Wholaver now seeks leave to depose Stein to establish his claim that he was denied his constitutional right to a fair and impartial jury. Wholaver has shown good cause for some discovery as to Stein; Wholaver's allegations, if "fully developed, [may] be able to demonstrate that he is . . . entitled to relief" on his claim of juror misconduct. See Bracy, 520 U.S. at 908-09 (quoting Harris, 394 U.S. at 300). However, Wholaver has not shown good cause for the type of discovery requested. Indeed, Wholaver has not provided any explanation for requesting to depose Stein in lieu of less intrusive means of discovery. (See Doc. 64 ¶¶ 89-93; see also id. ¶ 93 (asserting only that "Petitioner has established good cause to depose juror Craig Stein.")). Written interrogatories will suffice to obtain the additional information Wholaver seeks from Stein. In the exercise of our discretion, we will deny Wholaver's request to depose Stein, but will grant Wholaver leave to propose interrogatories for the court's review as contemplated by Rule 6(b). See 28 U.S.C. § 2254, Rule 6(b).

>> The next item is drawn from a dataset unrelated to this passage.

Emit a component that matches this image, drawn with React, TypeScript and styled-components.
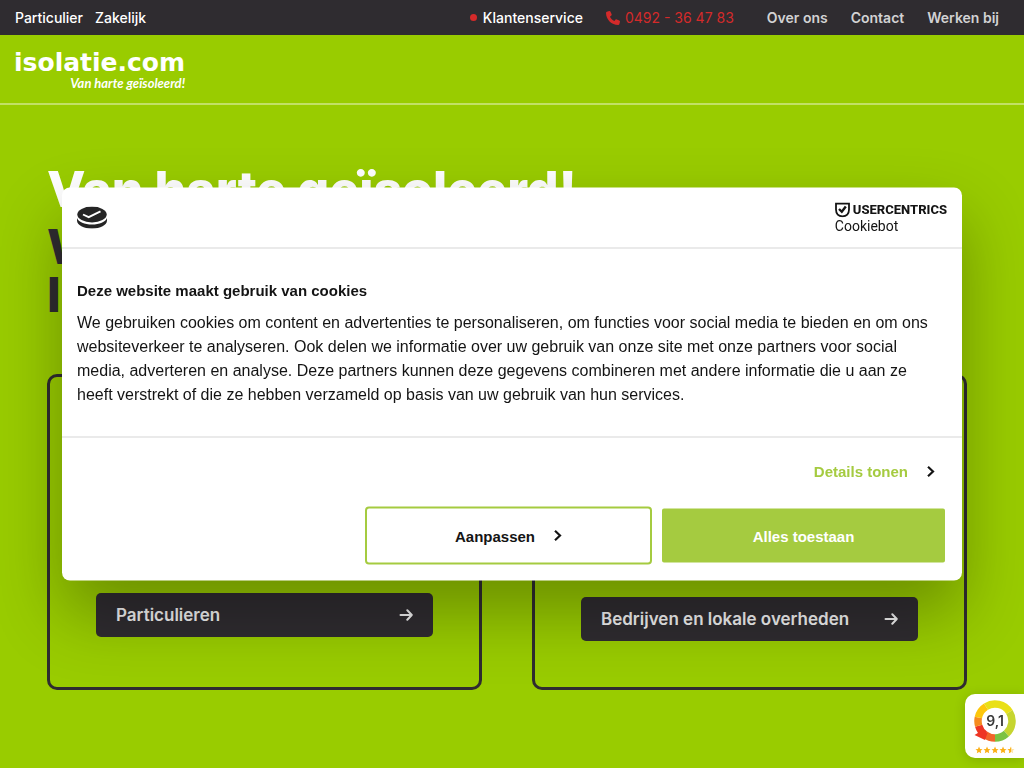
import React from "react";
import styled, { createGlobalStyle } from "styled-components";
import { FaPhone } from "react-icons/fa6";

const GlobalStyle = createGlobalStyle`
  *, *::before, *::after { box-sizing: border-box; }
  body {
    margin: 0;
    background: #99cc00;
    color: #2f2c30;
    font-family: Inter, "Open Sans", sans-serif;
    overflow: hidden;
  }
  h1, h2, p { margin: 0; }
  a { color: inherit; text-decoration: none; }
  button { font: inherit; cursor: pointer; }
  svg { display: block; flex: none; }
`;

const Page = styled.div`
  min-height: 100vh;
`;

const TopBar = styled.nav`
  display: flex;
  align-items: center;
  justify-content: space-between;
  height: 35px;
  padding: 0 25px 0 15px;
  background: #2f2c30;
  color: #ffffff;
  font-size: 14px;
  line-height: 20px;
  white-space: nowrap;
`;

const LinkGroup = styled.div<{ $gap: number }>`
  display: flex;
  align-items: center;
  gap: ${(p) => p.$gap}px;
`;

const TopLink = styled.a`
  font-weight: 500;
`;

const MutedLink = styled.a`
  color: #d2d2d3;
  font-weight: 600;
`;

const ServiceLink = styled(TopLink)`
  display: flex;
  align-items: center;
  gap: 6px;

  &::before {
    content: "";
    width: 7px;
    height: 7px;
    border-radius: 50%;
    background: #d42a2a;
  }
`;

const PhoneLink = styled.a`
  display: flex;
  align-items: center;
  gap: 5px;
  margin-right: 10px;
  color: #d42a2a;
`;

const Header = styled.header`
  display: flex;
  align-items: flex-start;
  height: 70px;
  padding: 14px 15px 0 14px;
  border-bottom: 2px solid rgba(255, 255, 255, 0.4);
`;

const Logo = styled.a`
  display: flex;
  flex-direction: column;
  color: #ffffff;
`;

const LogoName = styled.span`
  font: 700 25px/28px "DejaVu Sans", sans-serif;
`;

const LogoTagline = styled.span`
  align-self: flex-end;
  font: italic 700 13px/12px Lato, sans-serif;
`;

const Hero = styled.main`
  padding: 60px 57px 0 47px;
`;

const HeroTitle = styled.h1`
  color: #ffffff;
  font-size: 50px;
  font-weight: 800;
  line-height: 48px;
  white-space: nowrap;
`;

const HeroSubtitle = styled.h2`
  margin-top: 10px;
  font-size: 48px;
  font-weight: 800;
  line-height: 48px;
`;

const Cards = styled.section`
  display: grid;
  grid-template-columns: 1fr 1fr;
  gap: 50px;
  margin-top: 55px;
`;

const Card = styled.article<{ $bottom: number }>`
  display: flex;
  flex-direction: column;
  justify-content: flex-end;
  min-height: 316px;
  padding: 46px 46px ${(p) => p.$bottom}px;
  border: 3px solid #2f2c30;
  border-radius: 10px;
`;

const CardLink = styled.a`
  display: flex;
  align-items: center;
  justify-content: space-between;
  height: 44px;
  padding: 0 20px;
  border-radius: 5px;
  background: #2f2c30;
  color: #f2f2f2;
  font-size: 17px;
  font-weight: 600;
  line-height: 24px;
`;

const Dialog = styled.div`
  position: fixed;
  top: 50%;
  left: 50%;
  width: calc(100% - 124px);
  max-width: 900px;
  transform: translate(-50%, -50%);
  border-radius: 8px;
  background: #ffffff;
  color: #141414;
  box-shadow: 0 32px 68px rgba(0, 0, 0, 0.3);
  font-family: "Liberation Sans", sans-serif;
`;

const DialogHeader = styled.div`
  display: flex;
  align-items: center;
  justify-content: space-between;
  height: 61px;
  padding: 0 15px;
  border-bottom: 1px solid #d6d6d6;
`;

const Vendor = styled.a`
  display: flex;
  flex-direction: column;
`;

const VendorName = styled.span`
  display: flex;
  align-items: center;
  gap: 3px;
  font: 800 13px/16px Roboto, sans-serif;
`;

const VendorProduct = styled.span`
  font: 400 14px/16px Roboto, sans-serif;
`;

const DialogBody = styled.div`
  padding: 30px 20px 30px 15px;
  border-bottom: 1px solid #d6d6d6;
  font-size: 16px;
  line-height: 24px;
`;

const DialogTitle = styled.h2`
  margin-bottom: 8px;
  font-size: 15px;
  font-weight: 700;
  line-height: 24px;
`;

const DialogFooter = styled.div`
  display: flex;
  flex-direction: column;
  padding: 22px 17px 16px;
  font-size: 15px;
  font-weight: 700;
`;

const DetailsLink = styled.a`
  display: flex;
  align-items: center;
  align-self: flex-end;
  gap: 18px;
  margin-right: 10px;
  color: #a5cb40;
  line-height: 24px;

  svg { color: #141414; }
`;

const Actions = styled.div`
  display: grid;
  grid-template-columns: 287px 283px;
  align-items: center;
  justify-content: end;
  gap: 10px;
  margin-top: 23px;
`;

const ActionButton = styled.button<{ $primary?: boolean }>`
  display: flex;
  align-items: center;
  justify-content: center;
  gap: 18px;
  height: ${(p) => (p.$primary ? 54 : 58)}px;
  border: 2px solid #a5cb40;
  border-radius: ${(p) => (p.$primary ? 2 : 4)}px;
  background: ${(p) => (p.$primary ? "#a5cb40" : "#ffffff")};
  color: ${(p) => (p.$primary ? "#ffffff" : "#141414")};
`;

const Rating = styled.aside`
  position: fixed;
  right: 0;
  bottom: 10px;
  display: flex;
  flex-direction: column;
  align-items: center;
  gap: 4px;
  width: 59px;
  height: 64px;
  padding-top: 6px;
  border-radius: 10px 0 0 10px;
  background: #ffffff;
  box-shadow: 0 2px 12px rgba(0, 0, 0, 0.15);
`;

const Score = styled.text`
  font: 600 14px Inter, sans-serif;
  fill: #3a3a3a;
`;

const Chevron = () => (
  <svg width="9" height="12" viewBox="0 0 9 12" fill="none" stroke="currentColor" strokeWidth="2.2" aria-hidden="true">
    <path d="M2 1.300 7 6 2 10.700" />
  </svg>
);

const Arrow = () => (
  <svg width="14" height="12" viewBox="0 0 14 12" fill="none" stroke="currentColor" strokeWidth="2" strokeLinecap="round" strokeLinejoin="round" aria-hidden="true">
    <path d="M1.500 6H12.800M8.300 1.300 12.800 6 8.300 10.700" />
  </svg>
);

const CookieIcon = () => (
  <svg width="30" height="22" viewBox="0 0 30 22" aria-hidden="true">
    <path fill="#252525" d="M0 11.5C1.5 15.5 7.5 18 15 18s13.500-2.500 15-6.500V14c0 4.600-6.700 8.200-15 8.200S0 18.600 0 14z" />
    <ellipse cx="15" cy="8" rx="14.700" ry="7.900" fill="#252525" />
    <path d="M6 8 11.700 10.700 23.500 4.800" fill="none" stroke="#fff" strokeWidth="1.900" />
  </svg>
);

const ShieldIcon = () => (
  <svg width="15" height="15" viewBox="0 0 15 15" fill="none" stroke="#141414" aria-hidden="true">
    <path d="M1 1H14V7C14 11.500 11.500 13.800 7.500 13.800S1 11.500 1 7Z" strokeWidth="1.800" />
    <path d="M4 6.500 6.800 9.300 10.800 4" strokeWidth="2.400" />
  </svg>
);

const ringSegments = [
  { color: "#e9e018", from: -32, to: 58 },
  { color: "#c6d530", from: 58, to: 138 },
  { color: "#7bc242", from: 138, to: 180 },
  { color: "#f1642a", from: 180, to: 217 },
  { color: "#ee3524", from: 217, to: 254 },
  { color: "#f68b1f", from: 254, to: 282 },
  { color: "#fdc70c", from: 282, to: 328 },
];

const point = (degrees: number) => {
  const angle = (degrees * Math.PI) / 180;
  return `${21 + 17 * Math.sin(angle)} ${21 - 17 * Math.cos(angle)}`;
};

const RatingRing = () => (
  <svg width="42" height="42" viewBox="0 0 42 42" role="img" aria-label="Beoordeling 9,1">
    {ringSegments.map((s) => (
      <path key={s.color} d={`M${point(s.from)}A17 17 0 0 1 ${point(s.to)}`} fill="none" stroke={s.color} strokeWidth="7.500" />
    ))}
    <path d="M0.500 35 5.500 32 4 27.500 13.500 33 11 40Z" fill="#ee3524" />
    <Score x="21" y="26" textAnchor="middle">9,1</Score>
  </svg>
);

const starPath = "M4 0 5.200 2.700 8 3 5.900 4.900 6.500 7.700 4 6.300 1.500 7.700 2.100 4.900 0 3 2.800 2.700Z";

const Stars = () => (
  <svg width="40" height="8" viewBox="0 0 40 8" aria-hidden="true">
    {[0, 1, 2, 3].map((i) => (
      <path key={i} d={starPath} fill="#fbb017" transform={`translate(${i * 8 + 0.5} .5) scale(.88)`} />
    ))}
    <g transform="translate(32.500 .5) scale(.88)">
      <path d={starPath} fill="#fde2a5" />
      <path d="M4 0V6.300L1.500 7.700 2.100 4.900 0 3 2.800 2.700Z" fill="#fbb017" />
    </g>
  </svg>
);

export default function App() {
  return (
    <Page>
      <GlobalStyle />
      <TopBar>
        <LinkGroup $gap={12}>
          <TopLink href="#">Particulier</TopLink>
          <TopLink href="#">Zakelijk</TopLink>
        </LinkGroup>
        <LinkGroup $gap={23}>
          <ServiceLink href="#">Klantenservice</ServiceLink>
          <PhoneLink href="tel:0492364783">
            <FaPhone size={14} />
            0492 - 36 47 83
          </PhoneLink>
          <MutedLink href="#">Over ons</MutedLink>
          <MutedLink href="#">Contact</MutedLink>
          <MutedLink href="#">Werken bij</MutedLink>
        </LinkGroup>
      </TopBar>
      <Header>
        <Logo href="#">
          <LogoName>isolatie.com</LogoName>
          <LogoTagline>Van harte geïsoleerd!</LogoTagline>
        </Logo>
      </Header>
      <Hero>
        <HeroTitle>Van harte geïsoleerd!</HeroTitle>
        <HeroSubtitle>
          W
          <br />
          I
        </HeroSubtitle>
        <Cards>
          <Card $bottom={50}>
            <CardLink href="#">
              Particulieren
              <Arrow />
            </CardLink>
          </Card>
          <Card $bottom={46}>
            <CardLink href="#">
              Bedrijven en lokale overheden
              <Arrow />
            </CardLink>
          </Card>
        </Cards>
      </Hero>
      <Dialog role="dialog" aria-labelledby="cookie-title">
        <DialogHeader>
          <CookieIcon />
          <Vendor href="#">
            <VendorName>
              <ShieldIcon />
              USERCENTRICS
            </VendorName>
            <VendorProduct>Cookiebot</VendorProduct>
          </Vendor>
        </DialogHeader>
        <DialogBody>
          <DialogTitle id="cookie-title">Deze website maakt gebruik van cookies</DialogTitle>
          <p>
            We gebruiken cookies om content en advertenties te personaliseren, om functies voor social media te bieden en om ons
            websiteverkeer te analyseren. Ook delen we informatie over uw gebruik van onze site met onze partners voor social
            media, adverteren en analyse. Deze partners kunnen deze gegevens combineren met andere informatie die u aan ze
            heeft verstrekt of die ze hebben verzameld op basis van uw gebruik van hun services.
          </p>
        </DialogBody>
        <DialogFooter>
          <DetailsLink href="#">
            Details tonen
            <Chevron />
          </DetailsLink>
          <Actions>
            <ActionButton type="button">
              Aanpassen
              <Chevron />
            </ActionButton>
            <ActionButton type="button" $primary>
              Alles toestaan
            </ActionButton>
          </Actions>
        </DialogFooter>
      </Dialog>
      <Rating>
        <RatingRing />
        <Stars />
      </Rating>
    </Page>
  );
}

Respondents offer no opposition to this request, except to posit that the request is deficient for failure to include proposed questions. (See Doc. 67 ¶ 8). We agree with Wholaver that there is no requirement in Rule 6(a) that a petitioner seeking leave to depose a witness first submit proposed deposition questions for the court's review. CL 28 U.S.C. § 2254, Rule 6(a) (requiring "proposed interrogatories and requests for admission" if petitioner is seeking those forms of discovery).
IV. Conclusion
We conclude that Wholaver has established good cause for some of the discovery requested in connection with his habeas petition, as set forth in detail herein. We will thus grant in part and deny in part Wholaver's motion for leave to conduct civil discovery. An appropriate order shall issue.